As the chairman of the board of this organization, I am starting to strategize how we can better align our resources so we do not have to work with an increasingly erratic and anti-science federal government. We also work with a number of state and local governments and they are very easy to work with and do not have these insane battles. It is looking increasingly like state and local governments are the adults in the overall governance of our nation.
I’m a medical research scientist focused on developing therapy for ALS (aka Lou Gehrig’s disease). Half of my funding comes from private foundations such as the ALS Association; the other half from the National Institutes of Health. With the shutdown, we’ve been told that we are permitted to proceed using the funds already disbursed, but not to expect any further funding until the shutdown is over. We will be OK for a few weeks and then the programs will begin to rapidly degrade. The consequences of the shutdown will be amplified by the way NIH funding is a rolling system.
I also review grant applications to the NIH on ALS research. I’m not paid to do this; it’s a service many of us do out of scientific citizenship. About 1 in 11 of these grants get funded typically, but it will be awhile before any new grants are processed because the entire system is shut down. For every day this system is shut down, it will take 2-3 days to get through the backlog in addition to the new work.
I think that this is a very important thread because it brings to life the very real consequences created by a very small group of wack-jobs. Next week I was planning to take my family on a vacation to see the Grand Canyon for the very first time. We have been excitedly planning this trip for the past 8 months. My daughters have been learning about the Grand Canyon and surrounding areas and we were excited to finally be able to see this amazing place with our own eyes. I cancelled the trip this morning.
It’s unfortunate that we won’t be seeing the Canyon, but what’s more important is that a handful of restaurants, hotels, gas stations and gift shops will not be getting my money. We had planned on around $2000 for the trip for hotels, food, gas gifts and sight seeing. I know that this doesn’t sound like a lot but it adds up when hundreds if not thousands of others are being forced to do the very same thing. The funniest part about this is that the congressman who represents Northern Arizona is one of the Republican wack-jobs responsible for this shutdown, so in a way I’m happy my money will not be supporting his district.
One more reader:
My best friend’s brother is a park ranger in Utah in charge of making sure no one enters a national park in Southern Utah, which is closed while the government is shutdown. Yesterday he spent the day being cursed at, cried to, and even spit at (seriously, people?) for having to turn visitors away at the gate. It’s unfortunate and not right, but it’s not the first time that people take out their anger and frustration on the messenger.

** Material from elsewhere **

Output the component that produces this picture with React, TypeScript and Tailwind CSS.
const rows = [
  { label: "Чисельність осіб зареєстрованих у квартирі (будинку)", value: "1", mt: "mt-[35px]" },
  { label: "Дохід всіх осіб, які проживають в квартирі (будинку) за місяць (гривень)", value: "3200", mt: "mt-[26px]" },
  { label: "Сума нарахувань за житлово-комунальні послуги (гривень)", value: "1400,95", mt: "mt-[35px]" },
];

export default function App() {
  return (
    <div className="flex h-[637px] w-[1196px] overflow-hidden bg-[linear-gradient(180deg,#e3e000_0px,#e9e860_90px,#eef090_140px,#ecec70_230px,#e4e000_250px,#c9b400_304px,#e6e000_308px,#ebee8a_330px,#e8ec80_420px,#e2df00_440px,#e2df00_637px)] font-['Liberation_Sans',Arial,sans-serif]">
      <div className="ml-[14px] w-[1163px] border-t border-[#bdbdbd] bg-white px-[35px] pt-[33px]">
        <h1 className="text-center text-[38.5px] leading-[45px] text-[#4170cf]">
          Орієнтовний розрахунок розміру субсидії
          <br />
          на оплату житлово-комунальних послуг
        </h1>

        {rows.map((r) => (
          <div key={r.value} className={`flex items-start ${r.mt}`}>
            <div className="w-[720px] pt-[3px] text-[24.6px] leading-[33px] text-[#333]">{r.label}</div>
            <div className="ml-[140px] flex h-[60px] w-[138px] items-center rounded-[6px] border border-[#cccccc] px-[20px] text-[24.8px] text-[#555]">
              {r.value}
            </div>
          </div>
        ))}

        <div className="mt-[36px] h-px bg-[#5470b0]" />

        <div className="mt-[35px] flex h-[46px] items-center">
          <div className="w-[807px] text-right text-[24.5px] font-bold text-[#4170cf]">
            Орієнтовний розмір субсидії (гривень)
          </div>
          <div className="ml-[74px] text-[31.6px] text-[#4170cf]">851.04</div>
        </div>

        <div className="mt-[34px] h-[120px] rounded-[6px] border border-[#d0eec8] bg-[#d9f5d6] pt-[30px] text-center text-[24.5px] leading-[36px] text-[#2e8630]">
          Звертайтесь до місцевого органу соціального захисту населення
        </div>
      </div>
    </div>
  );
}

But similar reprehensible actions coming from a US Representative, in public, to a government worker? Unconscionable. Not much showcases the Beltway bubble more than seeing and hearing a congressman shaming a government worker for doing her job, whose current duties are a direct ramification of that very congressman’s neglect to do his own job. They’re so insulated within their echo chamber they’re completely divorced from reality. And these are the people threatening the entire world economy without even knowing their own demands.